(Dataset records)

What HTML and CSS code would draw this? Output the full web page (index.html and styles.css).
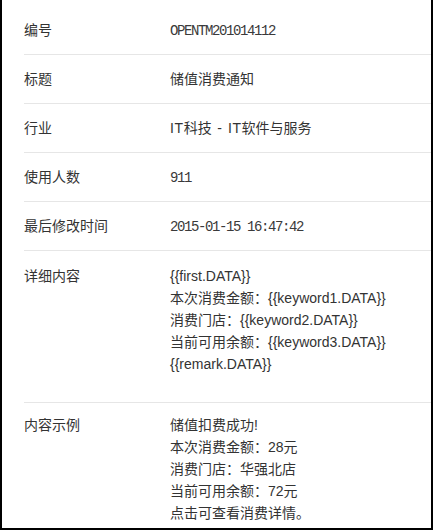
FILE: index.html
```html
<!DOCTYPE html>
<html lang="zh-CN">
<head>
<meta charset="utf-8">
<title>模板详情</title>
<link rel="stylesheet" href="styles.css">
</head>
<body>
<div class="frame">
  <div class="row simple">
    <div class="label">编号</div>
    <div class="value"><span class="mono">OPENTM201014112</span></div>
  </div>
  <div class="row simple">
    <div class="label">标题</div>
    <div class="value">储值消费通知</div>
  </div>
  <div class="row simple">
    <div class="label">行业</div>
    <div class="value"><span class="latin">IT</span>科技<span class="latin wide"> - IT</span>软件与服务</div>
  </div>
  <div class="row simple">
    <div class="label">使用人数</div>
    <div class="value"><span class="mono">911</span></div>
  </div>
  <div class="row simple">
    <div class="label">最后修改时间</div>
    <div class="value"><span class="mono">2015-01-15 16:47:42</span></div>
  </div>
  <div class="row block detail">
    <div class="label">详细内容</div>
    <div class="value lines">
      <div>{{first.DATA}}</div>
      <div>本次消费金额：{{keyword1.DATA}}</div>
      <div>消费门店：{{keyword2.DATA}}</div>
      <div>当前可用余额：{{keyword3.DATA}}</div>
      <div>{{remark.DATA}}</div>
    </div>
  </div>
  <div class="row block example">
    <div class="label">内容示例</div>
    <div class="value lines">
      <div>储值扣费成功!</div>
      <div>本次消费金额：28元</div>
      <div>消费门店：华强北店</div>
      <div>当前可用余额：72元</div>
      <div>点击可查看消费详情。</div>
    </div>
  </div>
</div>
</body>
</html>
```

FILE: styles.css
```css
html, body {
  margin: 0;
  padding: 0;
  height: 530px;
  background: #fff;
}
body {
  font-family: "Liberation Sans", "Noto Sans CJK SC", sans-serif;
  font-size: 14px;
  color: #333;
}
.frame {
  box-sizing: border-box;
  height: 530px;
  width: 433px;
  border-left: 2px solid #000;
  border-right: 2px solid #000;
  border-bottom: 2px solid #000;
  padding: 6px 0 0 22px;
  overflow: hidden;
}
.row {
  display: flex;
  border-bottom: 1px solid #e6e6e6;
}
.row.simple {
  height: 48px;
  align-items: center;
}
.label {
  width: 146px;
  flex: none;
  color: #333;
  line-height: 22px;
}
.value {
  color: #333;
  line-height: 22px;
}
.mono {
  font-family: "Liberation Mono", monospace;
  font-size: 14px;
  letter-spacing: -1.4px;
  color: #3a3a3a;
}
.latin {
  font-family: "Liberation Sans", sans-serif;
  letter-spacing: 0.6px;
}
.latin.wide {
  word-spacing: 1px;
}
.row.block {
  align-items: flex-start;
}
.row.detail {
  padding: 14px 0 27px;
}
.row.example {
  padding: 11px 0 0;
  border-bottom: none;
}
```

* * *

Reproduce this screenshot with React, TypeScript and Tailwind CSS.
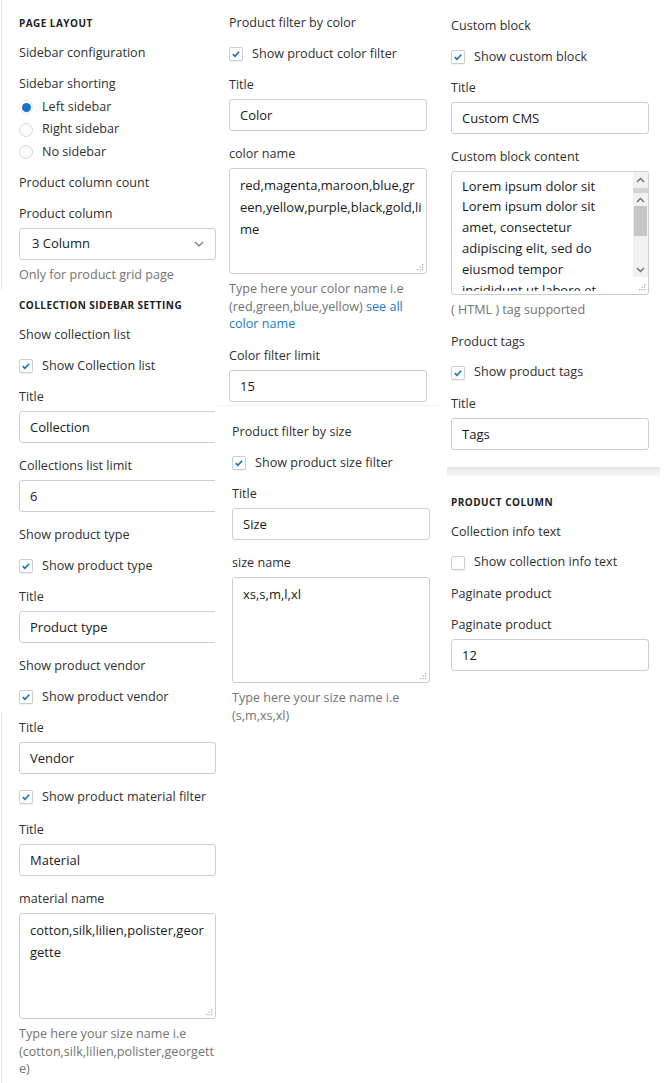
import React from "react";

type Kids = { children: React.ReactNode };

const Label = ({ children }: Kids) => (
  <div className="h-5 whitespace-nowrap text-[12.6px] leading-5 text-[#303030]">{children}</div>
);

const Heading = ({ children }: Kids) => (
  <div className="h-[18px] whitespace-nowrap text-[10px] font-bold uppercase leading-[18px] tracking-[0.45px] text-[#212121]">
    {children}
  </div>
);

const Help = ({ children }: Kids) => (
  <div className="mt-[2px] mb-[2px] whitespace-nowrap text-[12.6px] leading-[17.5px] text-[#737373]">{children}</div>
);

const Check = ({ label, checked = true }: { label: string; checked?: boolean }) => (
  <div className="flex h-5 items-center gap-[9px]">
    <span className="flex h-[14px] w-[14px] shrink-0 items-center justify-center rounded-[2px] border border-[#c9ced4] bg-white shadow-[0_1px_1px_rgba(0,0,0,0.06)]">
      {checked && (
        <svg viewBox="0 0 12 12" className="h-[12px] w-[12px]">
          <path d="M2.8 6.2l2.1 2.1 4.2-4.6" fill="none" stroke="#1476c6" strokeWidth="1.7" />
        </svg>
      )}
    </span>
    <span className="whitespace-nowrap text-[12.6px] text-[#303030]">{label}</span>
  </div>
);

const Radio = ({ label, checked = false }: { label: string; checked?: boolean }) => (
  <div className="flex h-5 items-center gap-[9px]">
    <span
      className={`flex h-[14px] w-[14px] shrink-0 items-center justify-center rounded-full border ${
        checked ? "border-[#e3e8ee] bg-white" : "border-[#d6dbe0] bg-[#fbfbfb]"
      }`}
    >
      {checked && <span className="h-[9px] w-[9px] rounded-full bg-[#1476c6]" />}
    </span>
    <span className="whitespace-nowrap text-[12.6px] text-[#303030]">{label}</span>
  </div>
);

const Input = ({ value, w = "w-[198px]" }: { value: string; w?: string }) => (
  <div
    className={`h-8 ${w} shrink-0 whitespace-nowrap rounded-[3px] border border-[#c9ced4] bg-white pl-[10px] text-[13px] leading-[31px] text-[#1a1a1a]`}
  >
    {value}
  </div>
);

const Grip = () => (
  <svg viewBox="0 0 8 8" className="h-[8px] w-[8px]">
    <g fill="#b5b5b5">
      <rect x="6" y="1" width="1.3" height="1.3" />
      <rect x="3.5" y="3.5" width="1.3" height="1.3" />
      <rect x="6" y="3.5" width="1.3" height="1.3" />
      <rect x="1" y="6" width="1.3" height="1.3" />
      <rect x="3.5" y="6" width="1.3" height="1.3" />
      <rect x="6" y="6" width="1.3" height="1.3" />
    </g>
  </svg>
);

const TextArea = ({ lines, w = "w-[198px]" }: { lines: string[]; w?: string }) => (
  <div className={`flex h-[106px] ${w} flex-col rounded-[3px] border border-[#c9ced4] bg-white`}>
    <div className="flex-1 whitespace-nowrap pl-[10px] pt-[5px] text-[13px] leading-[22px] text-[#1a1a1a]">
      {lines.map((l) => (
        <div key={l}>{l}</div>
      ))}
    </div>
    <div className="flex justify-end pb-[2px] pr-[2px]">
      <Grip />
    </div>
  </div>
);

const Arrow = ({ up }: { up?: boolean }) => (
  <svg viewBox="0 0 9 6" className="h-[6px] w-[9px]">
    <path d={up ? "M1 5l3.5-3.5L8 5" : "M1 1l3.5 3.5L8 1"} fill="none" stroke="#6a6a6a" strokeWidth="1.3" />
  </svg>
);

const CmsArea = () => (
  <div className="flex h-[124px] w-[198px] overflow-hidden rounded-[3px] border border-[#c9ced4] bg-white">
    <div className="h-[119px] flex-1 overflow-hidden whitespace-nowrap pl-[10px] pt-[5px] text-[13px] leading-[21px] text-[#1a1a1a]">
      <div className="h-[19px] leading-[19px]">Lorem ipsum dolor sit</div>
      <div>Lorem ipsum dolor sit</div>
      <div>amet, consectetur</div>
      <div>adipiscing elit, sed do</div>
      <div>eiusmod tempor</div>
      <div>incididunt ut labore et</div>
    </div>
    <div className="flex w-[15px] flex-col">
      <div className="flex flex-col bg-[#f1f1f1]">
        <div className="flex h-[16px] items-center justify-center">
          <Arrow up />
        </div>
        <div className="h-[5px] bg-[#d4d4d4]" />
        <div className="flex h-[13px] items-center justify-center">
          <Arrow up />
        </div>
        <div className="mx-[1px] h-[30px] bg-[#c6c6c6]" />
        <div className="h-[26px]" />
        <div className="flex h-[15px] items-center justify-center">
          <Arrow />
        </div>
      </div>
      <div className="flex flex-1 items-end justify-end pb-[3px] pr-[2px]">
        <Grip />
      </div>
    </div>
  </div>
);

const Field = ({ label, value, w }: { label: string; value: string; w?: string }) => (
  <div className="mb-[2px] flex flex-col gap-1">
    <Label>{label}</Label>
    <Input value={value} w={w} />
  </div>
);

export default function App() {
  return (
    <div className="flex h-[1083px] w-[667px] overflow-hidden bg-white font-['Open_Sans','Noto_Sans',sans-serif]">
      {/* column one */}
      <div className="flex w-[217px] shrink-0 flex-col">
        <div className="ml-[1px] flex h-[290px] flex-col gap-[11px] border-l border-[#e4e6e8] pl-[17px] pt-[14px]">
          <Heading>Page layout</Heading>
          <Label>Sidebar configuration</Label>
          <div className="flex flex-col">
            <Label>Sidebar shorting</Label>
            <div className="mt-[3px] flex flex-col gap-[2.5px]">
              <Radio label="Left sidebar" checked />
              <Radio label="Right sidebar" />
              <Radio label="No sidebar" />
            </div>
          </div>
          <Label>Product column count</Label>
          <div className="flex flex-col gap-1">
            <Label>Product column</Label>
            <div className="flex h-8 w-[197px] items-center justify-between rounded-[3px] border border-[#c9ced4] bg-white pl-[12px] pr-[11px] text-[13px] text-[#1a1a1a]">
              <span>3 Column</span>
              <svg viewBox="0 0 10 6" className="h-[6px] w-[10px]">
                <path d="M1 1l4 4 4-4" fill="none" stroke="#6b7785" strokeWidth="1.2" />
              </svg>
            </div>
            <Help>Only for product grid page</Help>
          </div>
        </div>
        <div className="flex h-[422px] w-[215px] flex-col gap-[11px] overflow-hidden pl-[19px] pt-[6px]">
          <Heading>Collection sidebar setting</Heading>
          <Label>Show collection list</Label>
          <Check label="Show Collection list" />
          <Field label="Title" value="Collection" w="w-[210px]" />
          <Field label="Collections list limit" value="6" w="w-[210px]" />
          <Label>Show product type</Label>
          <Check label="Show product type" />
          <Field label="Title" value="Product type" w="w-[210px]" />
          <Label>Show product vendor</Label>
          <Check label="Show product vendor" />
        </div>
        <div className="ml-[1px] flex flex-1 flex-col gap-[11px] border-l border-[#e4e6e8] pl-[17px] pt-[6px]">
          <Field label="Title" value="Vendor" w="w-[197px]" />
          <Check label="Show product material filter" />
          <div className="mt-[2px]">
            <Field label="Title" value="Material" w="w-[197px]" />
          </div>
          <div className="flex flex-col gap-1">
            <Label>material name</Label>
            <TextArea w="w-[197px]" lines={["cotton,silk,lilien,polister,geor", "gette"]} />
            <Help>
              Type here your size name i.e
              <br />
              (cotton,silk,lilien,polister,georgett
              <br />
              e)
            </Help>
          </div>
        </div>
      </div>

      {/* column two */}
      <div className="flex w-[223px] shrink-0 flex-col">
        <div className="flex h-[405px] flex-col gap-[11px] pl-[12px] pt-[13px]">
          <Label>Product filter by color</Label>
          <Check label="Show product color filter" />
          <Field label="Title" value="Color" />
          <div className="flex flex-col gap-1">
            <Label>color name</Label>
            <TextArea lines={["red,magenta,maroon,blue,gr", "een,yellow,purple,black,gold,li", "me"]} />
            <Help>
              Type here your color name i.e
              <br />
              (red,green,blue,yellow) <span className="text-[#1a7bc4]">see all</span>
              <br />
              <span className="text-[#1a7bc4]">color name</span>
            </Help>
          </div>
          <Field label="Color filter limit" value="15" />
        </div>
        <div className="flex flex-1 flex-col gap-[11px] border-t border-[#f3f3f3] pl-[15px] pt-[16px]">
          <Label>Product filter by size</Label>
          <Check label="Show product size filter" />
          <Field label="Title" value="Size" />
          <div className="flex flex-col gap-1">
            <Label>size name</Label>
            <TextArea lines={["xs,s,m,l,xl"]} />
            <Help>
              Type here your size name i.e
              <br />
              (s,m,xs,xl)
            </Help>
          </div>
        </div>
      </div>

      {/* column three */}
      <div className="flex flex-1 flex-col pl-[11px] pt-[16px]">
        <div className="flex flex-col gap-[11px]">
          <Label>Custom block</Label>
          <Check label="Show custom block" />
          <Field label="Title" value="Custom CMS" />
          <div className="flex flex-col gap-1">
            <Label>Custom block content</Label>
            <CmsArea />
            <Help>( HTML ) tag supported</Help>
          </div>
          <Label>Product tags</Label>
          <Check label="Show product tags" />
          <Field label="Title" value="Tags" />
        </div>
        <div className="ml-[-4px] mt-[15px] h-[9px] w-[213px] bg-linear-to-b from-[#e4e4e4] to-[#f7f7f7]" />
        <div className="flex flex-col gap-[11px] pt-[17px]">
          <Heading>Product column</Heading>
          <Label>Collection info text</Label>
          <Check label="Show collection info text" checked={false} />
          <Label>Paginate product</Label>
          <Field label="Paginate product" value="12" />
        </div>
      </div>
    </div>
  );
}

==

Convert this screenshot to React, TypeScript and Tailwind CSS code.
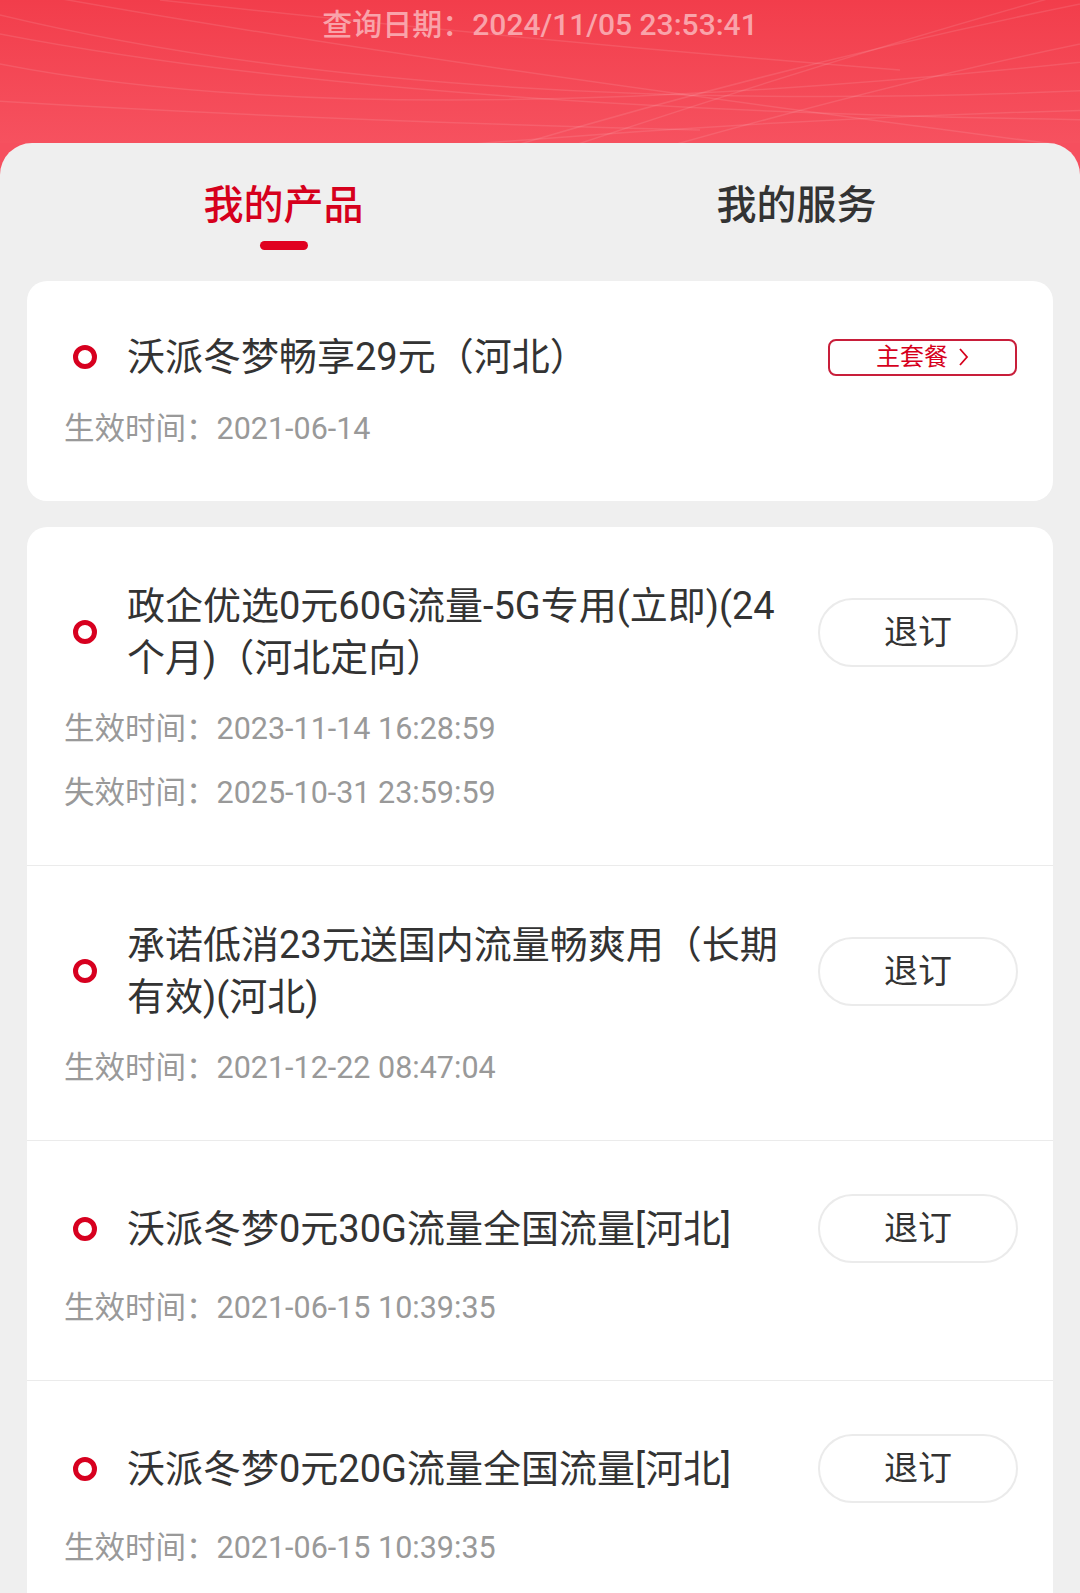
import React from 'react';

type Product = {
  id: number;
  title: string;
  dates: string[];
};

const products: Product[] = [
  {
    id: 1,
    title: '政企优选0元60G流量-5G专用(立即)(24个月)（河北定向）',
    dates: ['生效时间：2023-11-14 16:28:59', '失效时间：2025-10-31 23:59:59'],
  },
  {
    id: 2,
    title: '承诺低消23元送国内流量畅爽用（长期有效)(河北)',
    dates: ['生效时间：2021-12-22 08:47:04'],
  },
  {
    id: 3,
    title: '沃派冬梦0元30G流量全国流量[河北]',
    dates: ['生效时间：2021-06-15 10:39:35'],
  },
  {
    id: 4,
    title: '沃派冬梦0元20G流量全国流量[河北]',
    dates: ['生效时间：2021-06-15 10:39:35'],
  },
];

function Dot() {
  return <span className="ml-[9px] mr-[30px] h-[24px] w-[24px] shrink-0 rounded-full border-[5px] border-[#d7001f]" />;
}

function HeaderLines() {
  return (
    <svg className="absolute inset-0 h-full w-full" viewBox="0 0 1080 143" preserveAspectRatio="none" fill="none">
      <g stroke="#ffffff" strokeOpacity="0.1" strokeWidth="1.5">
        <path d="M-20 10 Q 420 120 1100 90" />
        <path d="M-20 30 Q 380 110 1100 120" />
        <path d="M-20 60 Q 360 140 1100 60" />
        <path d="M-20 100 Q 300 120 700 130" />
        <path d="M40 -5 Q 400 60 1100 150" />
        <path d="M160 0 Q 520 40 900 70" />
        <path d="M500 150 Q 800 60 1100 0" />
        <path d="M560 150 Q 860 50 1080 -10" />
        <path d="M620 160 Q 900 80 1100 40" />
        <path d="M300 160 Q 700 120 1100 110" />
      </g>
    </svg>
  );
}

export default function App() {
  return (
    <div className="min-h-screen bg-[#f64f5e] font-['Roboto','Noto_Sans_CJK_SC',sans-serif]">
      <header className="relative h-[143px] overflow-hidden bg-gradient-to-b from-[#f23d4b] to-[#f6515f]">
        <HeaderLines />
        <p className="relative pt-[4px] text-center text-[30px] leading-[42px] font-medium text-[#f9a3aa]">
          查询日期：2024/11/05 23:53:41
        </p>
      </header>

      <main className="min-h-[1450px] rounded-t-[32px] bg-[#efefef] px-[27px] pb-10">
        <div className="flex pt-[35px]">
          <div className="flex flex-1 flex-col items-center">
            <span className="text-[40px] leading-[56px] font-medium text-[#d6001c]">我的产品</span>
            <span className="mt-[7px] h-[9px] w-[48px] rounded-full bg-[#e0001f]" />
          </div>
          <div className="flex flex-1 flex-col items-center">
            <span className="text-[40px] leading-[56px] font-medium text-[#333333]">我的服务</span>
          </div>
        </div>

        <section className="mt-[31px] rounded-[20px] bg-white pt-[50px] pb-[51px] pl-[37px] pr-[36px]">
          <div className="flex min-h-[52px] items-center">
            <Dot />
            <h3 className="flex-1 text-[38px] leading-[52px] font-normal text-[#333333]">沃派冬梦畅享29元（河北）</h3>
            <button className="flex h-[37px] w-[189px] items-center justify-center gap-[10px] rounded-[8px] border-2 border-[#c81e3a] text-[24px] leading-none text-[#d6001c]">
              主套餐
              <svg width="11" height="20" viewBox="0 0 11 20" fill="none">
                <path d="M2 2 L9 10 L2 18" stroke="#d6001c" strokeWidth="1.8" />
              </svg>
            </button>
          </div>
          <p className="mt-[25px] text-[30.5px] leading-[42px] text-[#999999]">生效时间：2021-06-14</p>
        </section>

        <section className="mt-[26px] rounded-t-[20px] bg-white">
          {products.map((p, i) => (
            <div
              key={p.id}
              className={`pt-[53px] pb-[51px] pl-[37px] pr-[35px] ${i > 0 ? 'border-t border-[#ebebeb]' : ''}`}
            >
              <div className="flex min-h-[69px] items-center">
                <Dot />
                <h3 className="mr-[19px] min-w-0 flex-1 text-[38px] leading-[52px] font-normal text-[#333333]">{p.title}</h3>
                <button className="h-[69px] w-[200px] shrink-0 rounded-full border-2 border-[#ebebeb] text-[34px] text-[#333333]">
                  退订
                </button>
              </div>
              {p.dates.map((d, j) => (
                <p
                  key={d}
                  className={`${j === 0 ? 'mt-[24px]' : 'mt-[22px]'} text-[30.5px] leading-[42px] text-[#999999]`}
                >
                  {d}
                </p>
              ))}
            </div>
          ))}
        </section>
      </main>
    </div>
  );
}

**TASK INSTRUCTIONS:** Your task is to pick out every line with the string "Tailwind" and copy it.

**FULL SOLUTION:**
Reproduce this screenshot with React, TypeScript and Tailwind CSS.
Convert this screenshot to React, TypeScript and Tailwind CSS code.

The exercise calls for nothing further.